■ **Data supplied**:
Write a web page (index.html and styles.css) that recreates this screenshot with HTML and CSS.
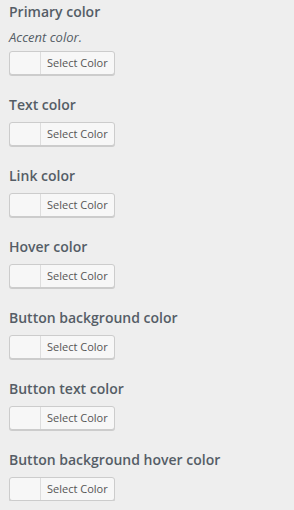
FILE: index.html
```html
<!DOCTYPE html>
<html>
<head>
<meta charset="utf-8">
<link rel="stylesheet" href="styles.css">
</head>
<body>
<ul class="controls">
  <li class="control">
    <span class="title">Primary color</span>
    <span class="desc">Accent color.</span>
    <button class="picker"><span class="swatch"></span><span class="label">Select Color</span></button>
  </li>
  <li class="control">
    <span class="title">Text color</span>
    <button class="picker"><span class="swatch"></span><span class="label">Select Color</span></button>
  </li>
  <li class="control">
    <span class="title">Link color</span>
    <button class="picker"><span class="swatch"></span><span class="label">Select Color</span></button>
  </li>
  <li class="control">
    <span class="title">Hover color</span>
    <button class="picker"><span class="swatch"></span><span class="label">Select Color</span></button>
  </li>
  <li class="control">
    <span class="title">Button background color</span>
    <button class="picker"><span class="swatch"></span><span class="label">Select Color</span></button>
  </li>
  <li class="control">
    <span class="title">Button text color</span>
    <button class="picker"><span class="swatch"></span><span class="label">Select Color</span></button>
  </li>
  <li class="control">
    <span class="title">Button background hover color</span>
    <button class="picker"><span class="swatch"></span><span class="label">Select Color</span></button>
  </li>
</ul>
</body>
</html>
```
FILE: styles.css
```css
html, body {
  margin: 0;
  padding: 0;
  background: #eeeeee;
}
body {
  font-family: "Open Sans", "Noto Sans", sans-serif;
  color: #555d66;
}
.controls {
  list-style: none;
  margin: 0;
  padding: 0 9px;
  display: flex;
  flex-direction: column;
  gap: 18px;
}
.control {
  display: flex;
  flex-direction: column;
  align-items: flex-start;
}
.title {
  font-size: 14px;
  font-weight: 600;
  line-height: 24px;
  color: #555d66;
  margin-bottom: 5px;
}
.desc {
  font-size: 13px;
  font-style: italic;
  line-height: 18px;
  color: #555d66;
  margin-top: -1px;
  margin-bottom: 5px;
}
.picker {
  display: flex;
  align-items: stretch;
  height: 24px;
  padding: 0;
  margin: 0;
  border: 1px solid #cccccc;
  border-radius: 3px;
  background: #f7f7f7;
  box-shadow: 0 1px 0 #cccccc;
  font-family: "Open Sans", "Noto Sans", sans-serif;
  cursor: pointer;
}
.swatch {
  width: 30px;
  border-radius: 2px 0 0 2px;
}
.label {
  border-left: 1px solid #dddddd;
  padding: 0 6px;
  font-size: 11px;
  line-height: 22px;
  color: #555555;
}
```
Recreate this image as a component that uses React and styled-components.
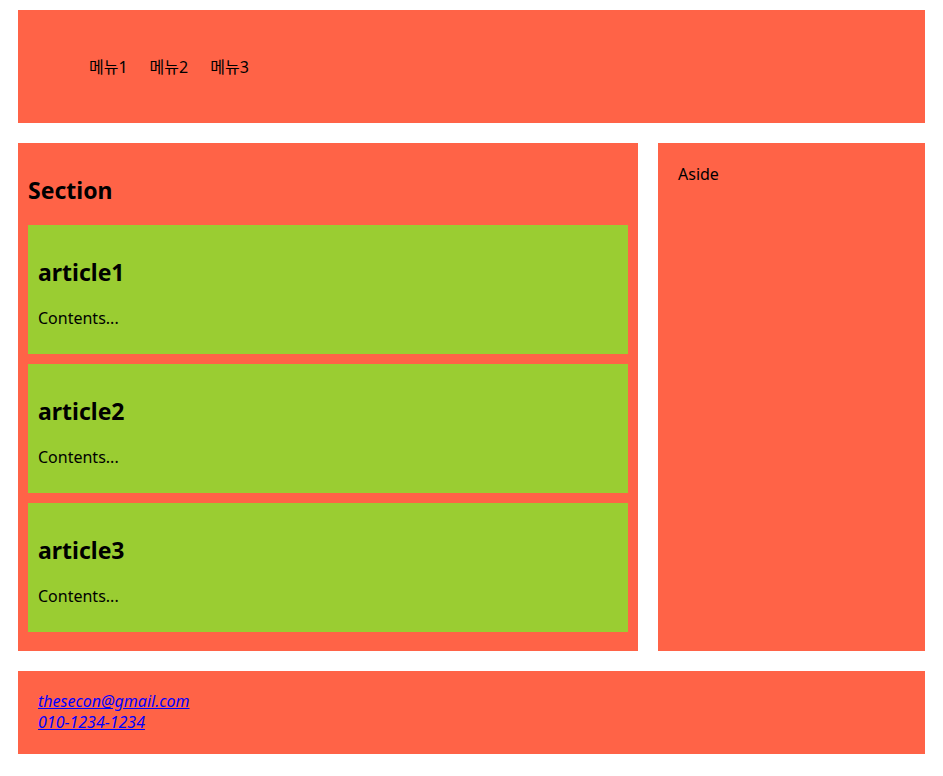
import React from 'react'
import styled, { createGlobalStyle } from 'styled-components'

const GlobalStyle = createGlobalStyle`
  body {
    margin: 0;
    font-family: "Noto Sans", "Noto Sans CJK KR", sans-serif;
    background: #fff;
    color: #000;
  }
`

const Wrapper = styled.div`
  padding: 10px 18px;
  display: flex;
  flex-direction: column;
  gap: 20px;
`

const Header = styled.header`
  background-color: tomato;
  padding: 47px 0 45px 71px;
`

const Menu = styled.ul`
  list-style: none;
  margin: 0;
  padding: 0;
  display: flex;
  gap: 22px;

  li {
    font-size: 16px;
    line-height: 21px;
  }
`

const Main = styled.div`
  display: flex;
  gap: 20px;
  align-items: stretch;
`

const Section = styled.section`
  background-color: tomato;
  width: 620px;
  padding: 10px 10px 9px;
  box-sizing: border-box;
`

const Title = styled.h2`
  font-size: 23px;
  line-height: 32px;
  font-weight: 700;
  margin: ${(p) => (p.$main ? '21px 0 19px' : '20px 0')};
`

const Article = styled.article`
  background-color: yellowgreen;
  padding: 10px;
  margin-bottom: 10px;

  h2 {
    position: relative;
    top: 1px;
  }

  p {
    margin: 20px 0 16px;
    font-size: 16px;
    line-height: 21px;
    position: relative;
    top: 1px;
  }
`

const Aside = styled.aside`
  background-color: tomato;
  flex: 1;
  padding: 21px 20px 19px;
  font-size: 16px;
  line-height: 21px;
`

const Footer = styled.footer`
  background-color: tomato;
  padding: 20px 20px 21px;

  address {
    font-size: 16px;
    line-height: 21px;
  }

  a {
    color: blue;
    display: block;
  }
`

function App() {
  const articles = ['article1', 'article2', 'article3']

  return (
    <>
      <GlobalStyle />
      <Wrapper>
        <Header>
          <nav>
            <Menu>
              <li>메뉴1</li>
              <li>메뉴2</li>
              <li>메뉴3</li>
            </Menu>
          </nav>
        </Header>
        <Main>
          <Section>
            <Title $main>Section</Title>
            {articles.map((name) => (
              <Article key={name}>
                <Title>{name}</Title>
                <p>Contents...</p>
              </Article>
            ))}
          </Section>
          <Aside>Aside</Aside>
        </Main>
        <Footer>
          <address>
            <a href="mailto:thesecon@gmail.com">thesecon@gmail.com</a>
            <a href="tel:010-1234-1234">010-1234-1234</a>
          </address>
        </Footer>
      </Wrapper>
    </>
  )
}

export default App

■ **What you will do**: Pictures are excluded. Repeat exactly the lines from the one containing "Recreate this image" to the one containing "const articles = ['article1', 'article2', 'article3']", inclusive.

■ **Reply to the exercise**:
Recreate this image as a component that uses React and styled-components.
import React from 'react'
import styled, { createGlobalStyle } from 'styled-components'

const GlobalStyle = createGlobalStyle`
  body {
    margin: 0;
    font-family: "Noto Sans", "Noto Sans CJK KR", sans-serif;
    background: #fff;
    color: #000;
  }
`

const Wrapper = styled.div`
  padding: 10px 18px;
  display: flex;
  flex-direction: column;
  gap: 20px;
`

const Header = styled.header`
  background-color: tomato;
  padding: 47px 0 45px 71px;
`

const Menu = styled.ul`
  list-style: none;
  margin: 0;
  padding: 0;
  display: flex;
  gap: 22px;

  li {
    font-size: 16px;
    line-height: 21px;
  }
`

const Main = styled.div`
  display: flex;
  gap: 20px;
  align-items: stretch;
`

const Section = styled.section`
  background-color: tomato;
  width: 620px;
  padding: 10px 10px 9px;
  box-sizing: border-box;
`

const Title = styled.h2`
  font-size: 23px;
  line-height: 32px;
  font-weight: 700;
  margin: ${(p) => (p.$main ? '21px 0 19px' : '20px 0')};
`

const Article = styled.article`
  background-color: yellowgreen;
  padding: 10px;
  margin-bottom: 10px;

  h2 {
    position: relative;
    top: 1px;
  }

  p {
    margin: 20px 0 16px;
    font-size: 16px;
    line-height: 21px;
    position: relative;
    top: 1px;
  }
`

const Aside = styled.aside`
  background-color: tomato;
  flex: 1;
  padding: 21px 20px 19px;
  font-size: 16px;
  line-height: 21px;
`

const Footer = styled.footer`
  background-color: tomato;
  padding: 20px 20px 21px;

  address {
    font-size: 16px;
    line-height: 21px;
  }

  a {
    color: blue;
    display: block;
  }
`

function App() {
  const articles = ['article1', 'article2', 'article3']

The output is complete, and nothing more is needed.